# [Exercise input]
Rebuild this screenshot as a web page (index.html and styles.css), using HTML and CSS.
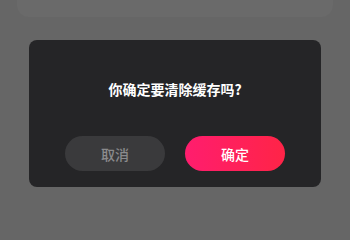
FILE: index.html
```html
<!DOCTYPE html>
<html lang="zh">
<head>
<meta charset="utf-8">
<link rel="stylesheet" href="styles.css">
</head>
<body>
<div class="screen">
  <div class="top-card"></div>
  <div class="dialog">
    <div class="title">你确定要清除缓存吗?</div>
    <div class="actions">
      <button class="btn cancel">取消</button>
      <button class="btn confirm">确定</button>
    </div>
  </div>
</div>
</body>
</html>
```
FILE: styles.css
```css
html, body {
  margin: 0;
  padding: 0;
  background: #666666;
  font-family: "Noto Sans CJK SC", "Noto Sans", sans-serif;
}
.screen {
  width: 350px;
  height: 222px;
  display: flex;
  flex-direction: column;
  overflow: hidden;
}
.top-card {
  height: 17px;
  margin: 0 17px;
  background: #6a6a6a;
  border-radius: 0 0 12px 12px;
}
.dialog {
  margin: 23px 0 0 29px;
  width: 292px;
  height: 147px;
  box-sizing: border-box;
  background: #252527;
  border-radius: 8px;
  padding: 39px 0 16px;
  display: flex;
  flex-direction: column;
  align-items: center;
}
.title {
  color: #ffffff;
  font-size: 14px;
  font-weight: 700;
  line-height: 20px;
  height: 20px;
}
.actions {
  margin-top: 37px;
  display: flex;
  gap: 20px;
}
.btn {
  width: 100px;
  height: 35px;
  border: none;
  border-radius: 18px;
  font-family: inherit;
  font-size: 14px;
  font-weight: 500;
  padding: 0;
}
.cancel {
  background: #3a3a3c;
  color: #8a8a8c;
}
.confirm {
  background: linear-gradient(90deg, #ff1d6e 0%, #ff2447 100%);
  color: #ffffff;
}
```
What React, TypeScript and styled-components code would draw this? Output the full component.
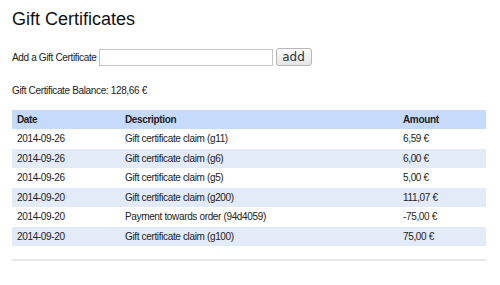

# [Set exercise]
Go through the lines above. Select every one that has the string "this".

# [Output of the exercise]
Rebuild this screenshot as a web page (index.html and styles.css), using HTML and CSS.
What React, TypeScript and styled-components code would draw this? Output the full component.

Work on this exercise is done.